A box spline is a multivariate function (${\displaystyle \mathbb {R} ^{d}\to \mathbb {R} }$) defined for a set of vectors, ${\displaystyle \xi \in \mathbb {R} ^{d}}$, usually gathered in a matrix ${\displaystyle \mathbf {\Xi } :=\left[\xi _{1}\dots \xi _{N}\right]}$.
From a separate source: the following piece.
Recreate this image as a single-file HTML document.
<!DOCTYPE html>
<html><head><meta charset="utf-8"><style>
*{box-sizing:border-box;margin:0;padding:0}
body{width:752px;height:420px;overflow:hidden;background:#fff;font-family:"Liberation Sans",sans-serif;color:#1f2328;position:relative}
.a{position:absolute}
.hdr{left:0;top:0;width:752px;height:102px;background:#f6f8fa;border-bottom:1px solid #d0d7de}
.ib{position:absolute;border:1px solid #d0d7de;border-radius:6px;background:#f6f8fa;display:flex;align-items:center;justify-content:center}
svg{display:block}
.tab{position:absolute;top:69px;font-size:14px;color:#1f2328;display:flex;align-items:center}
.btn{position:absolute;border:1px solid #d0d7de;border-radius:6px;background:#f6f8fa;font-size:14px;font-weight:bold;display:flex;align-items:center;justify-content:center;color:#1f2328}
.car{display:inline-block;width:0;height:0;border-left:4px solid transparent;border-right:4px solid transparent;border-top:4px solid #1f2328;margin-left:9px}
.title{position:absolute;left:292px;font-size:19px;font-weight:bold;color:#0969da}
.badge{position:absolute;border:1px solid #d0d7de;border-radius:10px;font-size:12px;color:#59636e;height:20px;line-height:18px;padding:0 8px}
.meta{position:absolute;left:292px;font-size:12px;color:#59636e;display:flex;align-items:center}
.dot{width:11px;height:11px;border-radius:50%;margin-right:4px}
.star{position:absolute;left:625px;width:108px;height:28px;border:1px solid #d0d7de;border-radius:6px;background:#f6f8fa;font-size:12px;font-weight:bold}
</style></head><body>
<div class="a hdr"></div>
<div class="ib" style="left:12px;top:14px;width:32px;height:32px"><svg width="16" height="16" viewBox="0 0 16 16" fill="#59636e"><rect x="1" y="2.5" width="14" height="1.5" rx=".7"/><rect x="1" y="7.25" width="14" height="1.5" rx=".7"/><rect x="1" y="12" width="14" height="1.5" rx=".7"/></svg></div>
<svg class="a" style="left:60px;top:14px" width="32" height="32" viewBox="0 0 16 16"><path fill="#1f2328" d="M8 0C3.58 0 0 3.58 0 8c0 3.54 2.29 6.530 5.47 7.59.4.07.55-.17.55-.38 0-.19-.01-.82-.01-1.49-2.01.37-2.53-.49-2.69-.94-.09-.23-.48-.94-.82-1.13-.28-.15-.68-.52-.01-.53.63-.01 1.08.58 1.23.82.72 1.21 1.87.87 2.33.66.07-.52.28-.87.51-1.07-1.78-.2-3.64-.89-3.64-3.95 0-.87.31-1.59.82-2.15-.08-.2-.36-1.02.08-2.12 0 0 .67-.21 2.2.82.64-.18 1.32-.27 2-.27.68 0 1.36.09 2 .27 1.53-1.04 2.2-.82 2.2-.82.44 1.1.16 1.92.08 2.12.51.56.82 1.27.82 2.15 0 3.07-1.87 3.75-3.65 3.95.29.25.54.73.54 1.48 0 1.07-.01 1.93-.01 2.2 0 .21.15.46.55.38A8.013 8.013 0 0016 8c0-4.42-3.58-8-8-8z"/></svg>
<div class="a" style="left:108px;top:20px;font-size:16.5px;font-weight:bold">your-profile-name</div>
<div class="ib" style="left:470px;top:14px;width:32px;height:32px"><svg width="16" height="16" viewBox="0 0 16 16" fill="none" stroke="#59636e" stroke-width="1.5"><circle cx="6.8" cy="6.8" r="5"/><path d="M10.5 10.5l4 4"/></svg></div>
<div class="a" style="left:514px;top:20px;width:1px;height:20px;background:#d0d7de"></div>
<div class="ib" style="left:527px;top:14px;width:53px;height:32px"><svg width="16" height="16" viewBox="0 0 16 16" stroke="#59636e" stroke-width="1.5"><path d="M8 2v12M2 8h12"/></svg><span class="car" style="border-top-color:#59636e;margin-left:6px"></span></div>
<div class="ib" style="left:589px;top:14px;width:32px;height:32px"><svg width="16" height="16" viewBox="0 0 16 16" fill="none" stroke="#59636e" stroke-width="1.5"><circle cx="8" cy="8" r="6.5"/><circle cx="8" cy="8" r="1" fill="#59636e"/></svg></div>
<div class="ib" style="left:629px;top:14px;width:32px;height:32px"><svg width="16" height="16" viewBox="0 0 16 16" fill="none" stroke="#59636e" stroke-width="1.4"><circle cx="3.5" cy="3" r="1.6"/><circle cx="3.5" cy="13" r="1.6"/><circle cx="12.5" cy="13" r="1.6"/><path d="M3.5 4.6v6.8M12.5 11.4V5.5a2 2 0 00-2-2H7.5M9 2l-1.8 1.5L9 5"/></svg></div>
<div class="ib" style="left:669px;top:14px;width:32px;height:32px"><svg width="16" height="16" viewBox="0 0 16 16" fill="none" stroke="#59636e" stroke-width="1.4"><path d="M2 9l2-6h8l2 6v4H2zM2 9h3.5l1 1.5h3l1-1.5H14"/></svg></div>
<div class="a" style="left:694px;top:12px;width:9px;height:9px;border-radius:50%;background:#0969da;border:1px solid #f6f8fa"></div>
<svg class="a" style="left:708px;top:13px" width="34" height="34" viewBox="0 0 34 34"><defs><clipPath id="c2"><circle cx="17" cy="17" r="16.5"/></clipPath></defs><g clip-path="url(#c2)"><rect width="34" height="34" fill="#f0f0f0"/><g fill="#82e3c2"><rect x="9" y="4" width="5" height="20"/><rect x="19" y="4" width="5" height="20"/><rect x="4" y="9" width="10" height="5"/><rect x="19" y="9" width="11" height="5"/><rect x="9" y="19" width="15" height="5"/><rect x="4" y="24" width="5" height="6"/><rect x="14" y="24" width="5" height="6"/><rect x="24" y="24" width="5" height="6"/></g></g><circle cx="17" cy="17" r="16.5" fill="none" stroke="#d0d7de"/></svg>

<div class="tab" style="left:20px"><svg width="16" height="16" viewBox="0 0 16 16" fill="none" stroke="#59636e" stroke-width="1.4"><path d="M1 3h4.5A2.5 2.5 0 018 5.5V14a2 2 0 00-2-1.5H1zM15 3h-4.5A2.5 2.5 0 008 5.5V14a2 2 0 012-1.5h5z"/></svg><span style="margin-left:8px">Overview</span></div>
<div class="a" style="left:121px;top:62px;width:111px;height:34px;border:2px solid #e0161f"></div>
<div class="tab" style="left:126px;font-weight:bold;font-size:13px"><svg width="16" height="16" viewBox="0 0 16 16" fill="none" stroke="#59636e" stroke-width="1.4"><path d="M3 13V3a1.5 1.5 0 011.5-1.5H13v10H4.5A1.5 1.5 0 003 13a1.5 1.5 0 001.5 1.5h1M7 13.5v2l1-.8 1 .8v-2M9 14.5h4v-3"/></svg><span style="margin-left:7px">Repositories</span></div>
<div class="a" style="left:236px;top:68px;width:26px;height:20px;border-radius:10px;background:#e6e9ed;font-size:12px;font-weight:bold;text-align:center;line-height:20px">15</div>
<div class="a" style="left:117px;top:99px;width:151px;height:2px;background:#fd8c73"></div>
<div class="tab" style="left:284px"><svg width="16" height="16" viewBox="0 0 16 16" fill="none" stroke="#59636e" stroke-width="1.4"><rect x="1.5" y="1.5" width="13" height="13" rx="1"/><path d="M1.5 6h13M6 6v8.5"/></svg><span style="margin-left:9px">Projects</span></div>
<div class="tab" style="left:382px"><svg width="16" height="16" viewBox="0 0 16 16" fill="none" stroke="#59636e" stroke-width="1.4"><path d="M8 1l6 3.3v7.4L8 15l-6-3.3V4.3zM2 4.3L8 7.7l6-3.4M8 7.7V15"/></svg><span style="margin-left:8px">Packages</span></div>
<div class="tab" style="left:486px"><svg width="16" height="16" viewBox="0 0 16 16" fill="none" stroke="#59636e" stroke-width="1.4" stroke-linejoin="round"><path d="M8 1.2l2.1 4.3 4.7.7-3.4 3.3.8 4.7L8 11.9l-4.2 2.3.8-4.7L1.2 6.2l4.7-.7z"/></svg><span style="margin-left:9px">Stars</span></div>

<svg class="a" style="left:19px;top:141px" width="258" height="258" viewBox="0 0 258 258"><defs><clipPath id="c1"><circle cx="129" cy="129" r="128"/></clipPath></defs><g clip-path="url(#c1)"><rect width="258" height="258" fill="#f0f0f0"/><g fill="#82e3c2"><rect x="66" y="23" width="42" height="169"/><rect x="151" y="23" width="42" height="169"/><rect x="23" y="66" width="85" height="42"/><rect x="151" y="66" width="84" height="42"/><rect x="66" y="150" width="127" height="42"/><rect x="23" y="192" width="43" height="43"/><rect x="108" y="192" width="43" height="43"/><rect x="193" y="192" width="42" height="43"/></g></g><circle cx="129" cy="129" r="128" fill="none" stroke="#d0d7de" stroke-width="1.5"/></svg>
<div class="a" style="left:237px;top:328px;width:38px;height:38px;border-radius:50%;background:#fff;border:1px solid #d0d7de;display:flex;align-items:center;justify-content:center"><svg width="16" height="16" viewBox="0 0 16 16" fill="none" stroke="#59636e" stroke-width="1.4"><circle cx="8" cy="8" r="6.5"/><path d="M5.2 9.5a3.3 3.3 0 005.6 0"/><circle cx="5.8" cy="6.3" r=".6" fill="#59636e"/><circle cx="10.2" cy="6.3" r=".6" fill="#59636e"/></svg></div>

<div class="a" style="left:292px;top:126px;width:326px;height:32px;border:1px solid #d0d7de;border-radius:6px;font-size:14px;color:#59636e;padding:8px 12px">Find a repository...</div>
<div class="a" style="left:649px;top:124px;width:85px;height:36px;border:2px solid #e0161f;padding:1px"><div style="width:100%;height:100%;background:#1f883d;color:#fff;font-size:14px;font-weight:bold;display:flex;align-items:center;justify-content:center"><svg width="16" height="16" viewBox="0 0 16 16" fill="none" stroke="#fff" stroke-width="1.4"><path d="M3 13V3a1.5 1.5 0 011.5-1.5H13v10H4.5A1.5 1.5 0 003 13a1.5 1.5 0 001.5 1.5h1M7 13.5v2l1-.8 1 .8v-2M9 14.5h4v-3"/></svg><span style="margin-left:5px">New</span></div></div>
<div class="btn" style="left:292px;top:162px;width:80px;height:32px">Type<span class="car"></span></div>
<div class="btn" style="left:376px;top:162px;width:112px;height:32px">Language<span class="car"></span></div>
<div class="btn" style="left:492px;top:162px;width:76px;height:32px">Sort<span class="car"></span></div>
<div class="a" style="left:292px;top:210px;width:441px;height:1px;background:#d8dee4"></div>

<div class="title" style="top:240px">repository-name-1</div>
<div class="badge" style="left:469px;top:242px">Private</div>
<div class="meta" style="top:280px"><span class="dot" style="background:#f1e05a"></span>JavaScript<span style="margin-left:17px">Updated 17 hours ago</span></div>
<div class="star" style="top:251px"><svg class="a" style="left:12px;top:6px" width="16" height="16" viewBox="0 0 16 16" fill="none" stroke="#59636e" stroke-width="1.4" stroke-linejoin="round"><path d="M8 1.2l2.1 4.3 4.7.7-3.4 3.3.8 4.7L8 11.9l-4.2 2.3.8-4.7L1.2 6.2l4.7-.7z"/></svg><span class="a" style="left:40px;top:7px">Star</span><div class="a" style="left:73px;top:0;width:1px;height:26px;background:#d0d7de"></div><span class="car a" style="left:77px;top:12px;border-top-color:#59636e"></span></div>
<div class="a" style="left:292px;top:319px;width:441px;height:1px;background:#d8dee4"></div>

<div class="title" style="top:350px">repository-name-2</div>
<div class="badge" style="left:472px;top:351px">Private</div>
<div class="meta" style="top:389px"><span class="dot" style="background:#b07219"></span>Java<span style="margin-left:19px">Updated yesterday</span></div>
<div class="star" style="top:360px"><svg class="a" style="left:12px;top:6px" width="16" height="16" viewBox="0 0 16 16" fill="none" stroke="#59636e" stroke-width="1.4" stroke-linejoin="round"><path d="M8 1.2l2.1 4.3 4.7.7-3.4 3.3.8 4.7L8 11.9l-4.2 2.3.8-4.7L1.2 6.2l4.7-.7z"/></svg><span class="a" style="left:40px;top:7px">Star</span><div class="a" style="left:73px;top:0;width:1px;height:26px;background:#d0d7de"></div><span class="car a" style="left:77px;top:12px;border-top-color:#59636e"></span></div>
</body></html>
When the number of vectors is the same as the dimension of the domain (i.e., ${\displaystyle N=d}$) then the box spline is simply the (normalized) indicator function of the parallelepiped formed by the vectors in ${\displaystyle \mathbf {\Xi } }$:

${\displaystyle M_{\mathbf {\Xi } }(\mathbf {x} ):={\frac {1}{\mid {\det {\Xi }}\mid }}\chi _{\mathbf {\Xi } }(\mathbf {x} )={\begin{cases}{\frac {1}{\mid {\det {\Xi }}\mid }}&\mathbf {x} =\sum _{n=1}^{d}{t_{n}\xi _{n}}{\text{ for some }}0\leq t_{n}<1\\0&{\text{otherwise}}\end{cases}}.}$

Adding a new direction, ${\displaystyle \xi }$, to ${\displaystyle \mathbf {\Xi } }$, or generally when ${\displaystyle N>d}$, the box spline is defined recursively:^[1]

${\displaystyle M_{\mathbf {\Xi } \cup \xi }(\mathbf {x} )=\int _{0}^{1}{M_{\mathbf {\Xi } }(\mathbf {x} -t\xi )\,{\rm {d}}t}}$.

The box spline ${\displaystyle M_{\mathbf {\Xi } }}$ can be interpreted as the shadow of the indicator function of the unit hypercube in ${\displaystyle \mathbb {R} ^{N}}$ when projected down into ${\displaystyle \mathbb {R} ^{d}}$. In this view, the vectors ${\displaystyle \xi \in \mathbf {\Xi } }$ are the geometric projection of the standard basis in ${\displaystyle \mathbb {R} ^{N}}$ (i.e., the edges of the hypercube) to ${\displaystyle \mathbb {R} ^{d}}$.

Considering tempered distributions a box spline associated with a single direction vector is a Dirac-like generalized function supported on ${\displaystyle t\xi }$ for ${\displaystyle 0\leq t<1}$. Then the general box spline is defined as the convolution of distributions associated the single-vector box splines:^[3]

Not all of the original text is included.